À propos de l’Indice mondial d’interférence de l’industrie du tabac (indice mondial du tabac)

L’Indice mondial du tabac est une enquête mondiale consacrée à la réaction des gouvernements face à l’ingérence de l’industrie du tabac et à la protection de leurs politiques de santé publique contre les intérêts commerciaux et particuliers, conformément à la Convention-cadre de l’OMS pour la lutte antitabac. Cet Indice a été publié pour la première fois par le Centre mondial pour la bonne gouvernance dans la lutte antitabac (GGTC) en 2019 dans le cadre de la campagne STOP, l’organisme de surveillance de l’industrie du tabac. L’Indice mondial du tabac 2023 est la quatrième édition du rapport.

Méthodologie

Les groupes de la société civile collectent des renseignements du domaine public pour répondre à un questionnaire reprenant les lignes directrices de l’article 5.3 de la CCLAT de l’OMS et portant sur des questions telles que l’ingérence de l’industrie en matière d’élaboration et de mise en œuvre des politiques, les conflits d’intérêts et l’accès aux hauts responsables gouvernementaux. Un système de notation est appliqué pour réaliser l’évaluation, allant de 0 à 5, où 5 indique le niveau le plus élevé d’ingérence de l’industrie et 1 le niveau le plus faible d’ingérence ou l’absence d’ingérence. Les pays sont classés en fonction de la somme des notes attribuées par les groupes de la société civile. Plus basse est la note, plus faible est le niveau global d’ingérence.

À propos de STOP

STOP est un réseau d’organisations universitaires et de santé publique, actives à l’échelle mondiale dans le cadre de l’initiative Bloomberg pour la réduction du tabagisme. STOP met en réseau des experts de tous les aspects de l’activité de l’industrie du tabac afin de dénoncer et de contrecarrer ses activités incessantes de vente de produits nocifs et addictifs.

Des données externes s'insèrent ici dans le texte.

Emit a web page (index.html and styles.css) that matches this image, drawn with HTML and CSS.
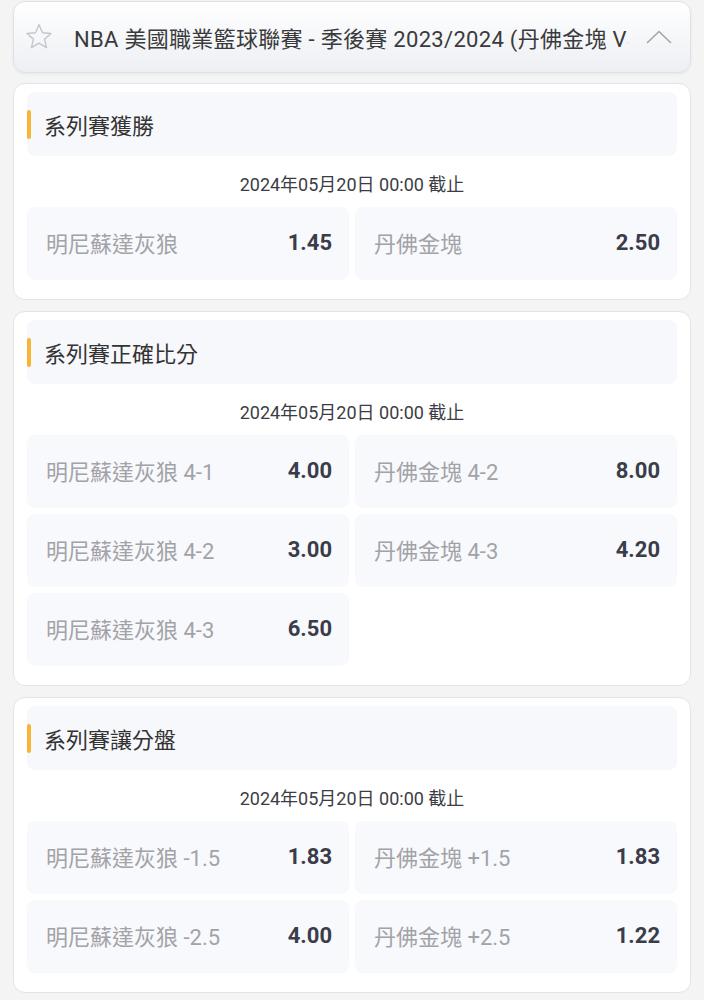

À propos du Centre mondial pour la bonne gouvernance dans la lutte antitabac.

Le Centre mondial pour la bonne gouvernance dans la lutte antitabac (GGTC) collabore avec des activistes, des gouvernements et des institutions du monde entier pour lever le plus grand obstacle à la mise en œuvre de la lutte antitabac : l’ingérence de l’industrie du tabac. Il a pour mission de promouvoir le changement en dotant les acteurs concernés de stratégies et d’outils de pointe afin que la santé et le bien-être de millions de personnes dans le monde ne souffrent pas de l’ingérence de l’industrie du tabac. Le GGTC, basé à Bangkok, en Thaïlande, est une initiative mondiale de l’Alliance pour le contrôle du tabac en Asie du Sud-Est (SEATCA).